Nevertheless, in the 1820s, the British government funded an expedition under Captain Hugh Clapperton, which became the first European venture to reach Lake Chad in the heart of Black Africa. Hinting at the richness of African culture, Clapperton described a city in this near mythical region:
The market is well supplied. Bands of musicians rove between stalls to attract purchasers to particular booths. Here are displayed coarse writing paper of French manufacture, brought from Barbary; scissors and knives of native workmanship; unwrought silk of a red color . . . armlets and bracelets of brass; beads of glass, coral, and amber; finger rings of pewter and a few silver trinkets, but none of gold . . . coarse Moorish dresses, pieces of Egyptian linen . . . sword blades from Malta, etc.
Missionaries spread not only Christianity but also the virtues of hard work, a combination called the Bible and plow. Missionaries believed that teaching Africans to make money by other means would prevent slavery; happily for British merchants, it would also enable them to buy British goods.
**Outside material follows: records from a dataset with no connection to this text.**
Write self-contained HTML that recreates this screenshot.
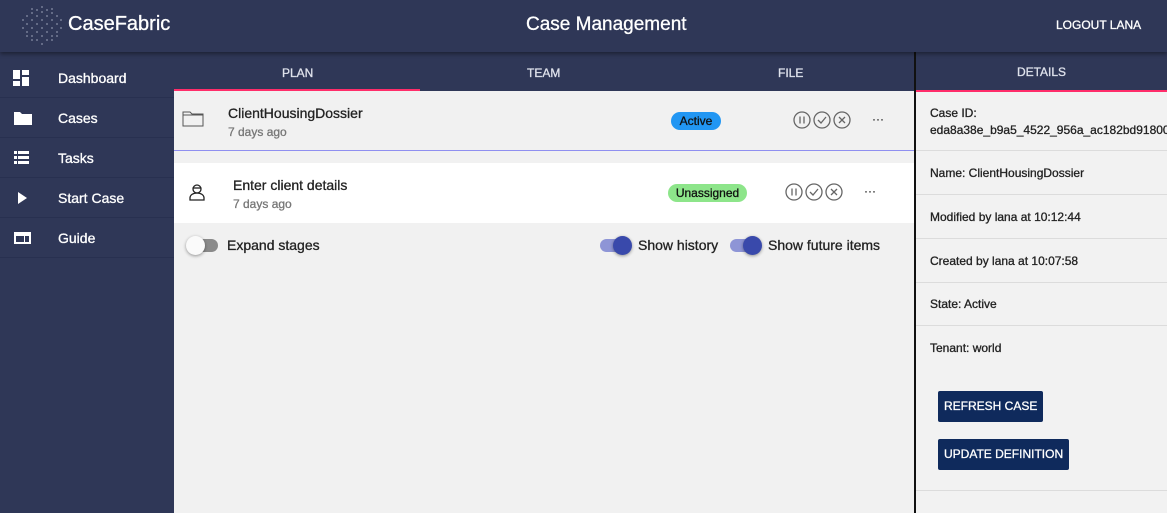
<!DOCTYPE html>
<html><head><style>
*{box-sizing:border-box;margin:0;padding:0}
body{width:1167px;height:513px;overflow:hidden;font-family:"Liberation Sans",sans-serif;background:#f1f1f1;position:relative;-webkit-text-stroke:0.3px}
.hdr{position:absolute;left:0;top:0;width:1167px;height:52px;background:#2f3757;color:#fff;box-shadow:0 2px 4px rgba(0,0,0,.4);z-index:2}
.side{position:absolute;left:0;top:52px;width:174px;height:461px;background:#2f3757;color:#fff;padding-top:6px}
.side div{height:40px;border-bottom:1px solid #283050;position:relative;font-size:14px;padding-left:58px;line-height:40px}
.side svg{position:absolute;left:13px;top:12px}
.tabs{position:absolute;left:174px;top:52px;width:740px;height:39px;background:#2f3757;color:#dfe2ec;font-size:12px}
.tabs span{position:absolute;top:14px}
.abs{position:absolute}
.sub{font-size:12px;color:#777}
.ttl{font-size:14px;color:#222}
.badge{position:absolute;border-radius:10px;font-size:12px;color:#111;text-align:center;line-height:18px;height:18px}
.det{position:absolute;left:914px;top:52px;width:253px;height:461px;background:#f2f2f2;border-left:2px solid #111}
.det .row{border-bottom:1px solid #dcdcdc;padding-left:14px;font-size:12px;color:#222}
.btn{position:absolute;left:22px;background:#0f2a5c;color:#fff;font-size:12px;height:31px;line-height:31px;padding:0 6px;border-radius:2px;white-space:nowrap}
</style></head><body>
<div class="hdr">
<svg class="abs" style="left:20px;top:4px" width="44" height="44" viewBox="0 0 44 44">
<g fill="#8a91a8">
<circle cx="22" cy="3" r=".9"/><circle cx="17" cy="6" r=".9"/><circle cx="27" cy="6" r=".9"/><circle cx="12" cy="9" r=".9"/><circle cx="32" cy="9" r=".9"/>
<circle cx="7" cy="12" r=".9"/><circle cx="37" cy="12" r=".9"/><circle cx="22" cy="8" r=".9"/><circle cx="17" cy="12" r=".9"/><circle cx="27" cy="12" r=".9"/>
<circle cx="12" cy="16" r=".9"/><circle cx="22" cy="16" r=".9"/><circle cx="32" cy="16" r=".9"/><circle cx="7" cy="20" r=".9"/><circle cx="17" cy="20" r=".9"/><circle cx="27" cy="20" r=".9"/><circle cx="37" cy="20" r=".9"/>
<circle cx="12" cy="24" r=".9"/><circle cx="22" cy="24" r=".9"/><circle cx="32" cy="24" r=".9"/><circle cx="7" cy="28" r=".9"/><circle cx="17" cy="28" r=".9"/><circle cx="27" cy="28" r=".9"/><circle cx="37" cy="28" r=".9"/>
<circle cx="12" cy="32" r=".9"/><circle cx="22" cy="32" r=".9"/><circle cx="32" cy="32" r=".9"/><circle cx="17" cy="36" r=".9"/><circle cx="27" cy="36" r=".9"/><circle cx="22" cy="40" r=".9"/>
<circle cx="3" cy="16" r=".9"/><circle cx="3" cy="24" r=".9"/><circle cx="41" cy="16" r=".9"/><circle cx="41" cy="24" r=".9"/><circle cx="7" cy="32" r=".9"/><circle cx="37" cy="32" r=".9"/><circle cx="12" cy="36" r=".9"/><circle cx="32" cy="36" r=".9"/><circle cx="12" cy="5" r=".9"/><circle cx="32" cy="5" r=".9"/></g></svg>
<div class="abs" style="left:68px;top:13px;font-size:20px">CaseFabric</div>
<div class="abs" style="left:526px;top:14px;font-size:19px">Case Management</div>
<div class="abs" style="left:1056px;top:18px;font-size:12px">LOGOUT LANA</div>
</div>
<div class="side">
<div><svg width="18" height="16"><rect x="0" y="0" width="7" height="9" fill="#fff"/><rect x="9" y="0" width="7" height="5" fill="#fff"/><rect x="0" y="11" width="7" height="5" fill="#fff"/><rect x="9" y="7" width="7" height="9" fill="#fff"/></svg>Dashboard</div>
<div><svg width="20" height="16"><path d="M1 2h6l2 2h10v11H1z" fill="#fff"/></svg>Cases</div>
<div><svg width="18" height="16"><g fill="#fff"><rect x="1" y="1" width="3" height="3"/><rect x="5" y="1" width="11" height="3"/><rect x="1" y="6" width="3" height="3"/><rect x="5" y="6" width="11" height="3"/><rect x="1" y="11" width="3" height="3"/><rect x="5" y="11" width="11" height="3"/></g></svg>Tasks</div>
<div><svg width="18" height="16"><path d="M5 2l9 6-9 6z" fill="#fff"/></svg>Start Case</div>
<div><svg width="20" height="16"><rect x="1" y="2" width="17" height="12" fill="#fff"/><rect x="3" y="6" width="8" height="6" fill="#2f3757"/><rect x="12" y="6" width="4" height="6" fill="#2f3757"/></svg>Guide</div>
</div>
<div class="tabs"><span style="left:108px">PLAN</span><span style="left:353px">TEAM</span><span style="left:604px">FILE</span>
<div class="abs" style="left:0;top:37px;width:246px;height:2px;background:#ff2d6a"></div></div>
<div class="abs" style="left:174px;top:91px;width:740px;height:60px;background:#f1f1f1;border-bottom:1px solid #8f8ff0"></div>
<svg class="abs" style="left:182px;top:110px" width="22" height="17"><path d="M1 2h7l2 2h11v12H1z" fill="none" stroke="#555" stroke-width="1"/><path d="M1 5h20" stroke="#555"/></svg>
<div class="abs ttl" style="left:228px;top:105px">ClientHousingDossier</div>
<div class="abs sub" style="left:228px;top:125px">7 days ago</div>
<div class="badge" style="left:671px;top:112px;width:50px;background:#2196f3">Active</div>
<svg class="abs" style="left:793px;top:110px" width="60" height="20"><g fill="none" stroke="#666" stroke-width="1.3"><circle cx="9" cy="10" r="8"/><path d="M7 6.5v7M11 6.5v7"/><circle cx="29" cy="10" r="8"/><path d="M25 10l3 3 5-6"/><circle cx="49" cy="10" r="8"/><path d="M46 7l6 6M52 7l-6 6"/></g></svg>
<div class="abs" style="left:872px;top:112px;font-size:12px;color:#555">···</div>
<div class="abs" style="left:174px;top:163px;width:740px;height:60px;background:#fff"></div>
<svg class="abs" style="left:188px;top:183px" width="18" height="18"><g fill="none" stroke="#222" stroke-width="1.3"><circle cx="9" cy="6" r="4"/><path d="M5 5h8"/><path d="M2 17v-2c0-3 3-5 7-5s7 2 7 5v2z"/></g></svg>
<div class="abs ttl" style="left:233px;top:177px">Enter client details</div>
<div class="abs sub" style="left:233px;top:197px">7 days ago</div>
<div class="badge" style="left:668px;top:184px;width:79px;background:#8de58a">Unassigned</div>
<svg class="abs" style="left:785px;top:182px" width="60" height="20"><g fill="none" stroke="#666" stroke-width="1.3"><circle cx="9" cy="10" r="8"/><path d="M7 6.5v7M11 6.5v7"/><circle cx="29" cy="10" r="8"/><path d="M25 10l3 3 5-6"/><circle cx="49" cy="10" r="8"/><path d="M46 7l6 6M52 7l-6 6"/></g></svg>
<div class="abs" style="left:864px;top:184px;font-size:12px;color:#555">···</div>
<div class="abs" style="left:189px;top:239px;width:29px;height:13px;border-radius:7px;background:#8a8a8a"></div>
<div class="abs" style="left:186px;top:236px;width:19px;height:19px;border-radius:50%;background:#fafafa;box-shadow:0 1px 3px rgba(0,0,0,.4)"></div>
<div class="abs ttl" style="left:227px;top:237px">Expand stages</div>
<div class="abs" style="left:600px;top:239px;width:29px;height:13px;border-radius:7px;background:#8e95d6"></div>
<div class="abs" style="left:613px;top:236px;width:19px;height:19px;border-radius:50%;background:#3949ab;box-shadow:0 1px 3px rgba(0,0,0,.4)"></div>
<div class="abs ttl" style="left:638px;top:237px">Show history</div>
<div class="abs" style="left:730px;top:239px;width:29px;height:13px;border-radius:7px;background:#8e95d6"></div>
<div class="abs" style="left:743px;top:236px;width:19px;height:19px;border-radius:50%;background:#3949ab;box-shadow:0 1px 3px rgba(0,0,0,.4)"></div>
<div class="abs ttl" style="left:768px;top:237px">Show future items</div>
<div class="det">
<div style="height:40px;background:#2f3757;color:#dfe2ec;font-size:12px;text-align:center;line-height:40px;border-bottom:2px solid #ff2d6a">DETAILS</div>
<div class="row" style="height:59px;padding-top:13px;line-height:17px;white-space:nowrap">Case ID:<br>eda8a38e_b9a5_4522_956a_ac182bd91800</div>
<div class="row" style="height:44px;line-height:44px">Name: ClientHousingDossier</div>
<div class="row" style="height:44px;line-height:44px">Modified by lana at 10:12:44</div>
<div class="row" style="height:44px;line-height:44px">Created by lana at 10:07:58</div>
<div class="row" style="height:43px;line-height:43px">State: Active</div>
<div class="row" style="height:165px;position:relative"><div style="line-height:44px">Tenant: world</div>
<div class="btn" style="top:65px;left:22px">REFRESH CASE</div>
<div class="btn" style="top:113px;left:22px">UPDATE DEFINITION</div></div>
</div>
</body></html>
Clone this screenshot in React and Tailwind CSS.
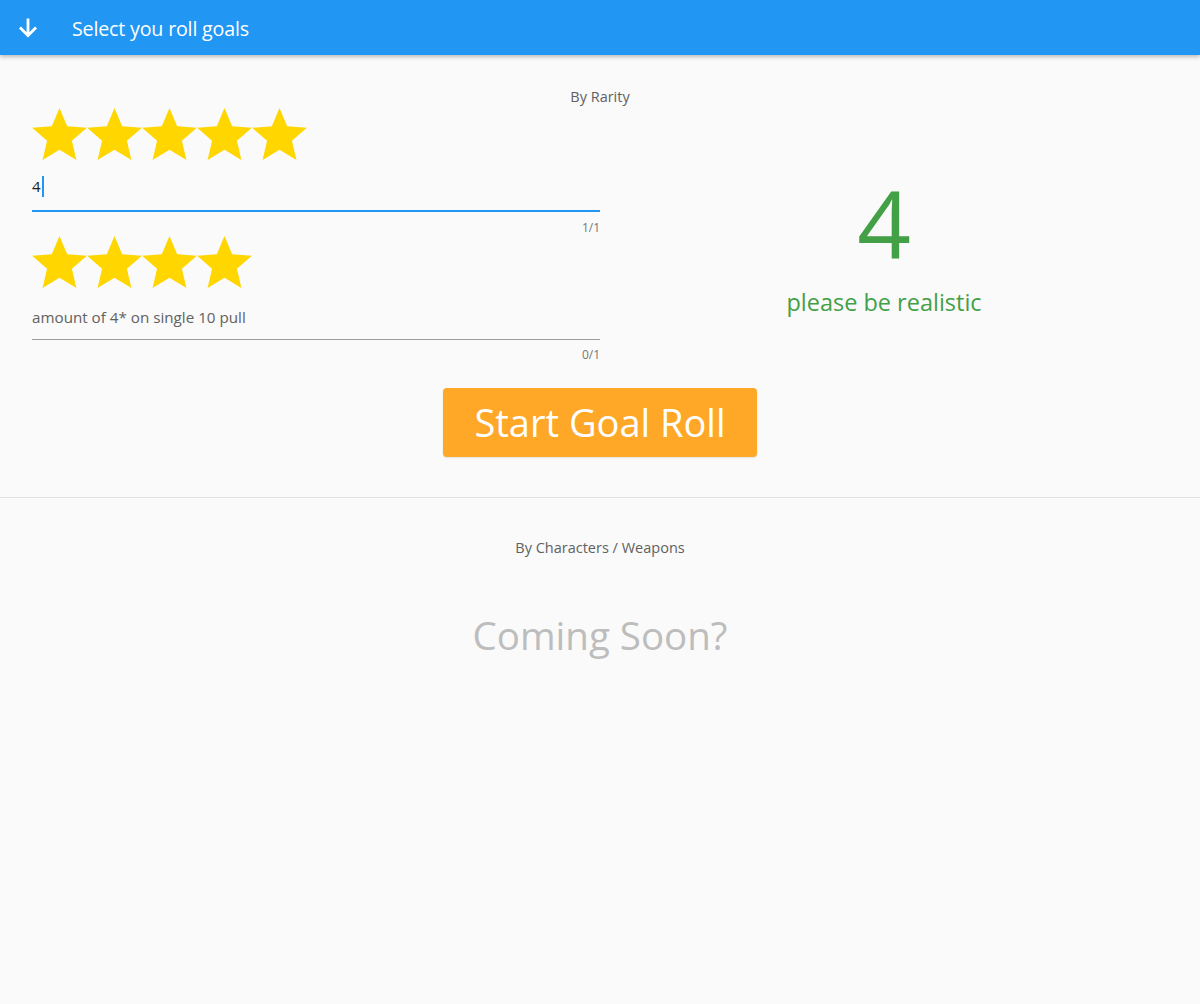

Anti-slavery efforts often coincided with British merchant interests. For example, the British tried to persuade the influential king of Dahomey to stop slave trading. The king refused, arguing that this would give an advantage to his rival in Lagos, who would continue to trade. Lagos was a strategically placed island, of great importance to trade on the coast, with a king notoriously hostile to British merchants. In 1851, the British captured Lagos. The new king signed a treaty that denounced slavery and favored British trade. Although the anti-slavery aspect of such treaties often dissolved the slave trade withered only after American slaves were emancipated nevertheless, the anti-slavery treaties tended to cement British power in West Africa. British power was also aided by the close-to-constant hostility among indigenous peoples that left them unable to unite in opposition.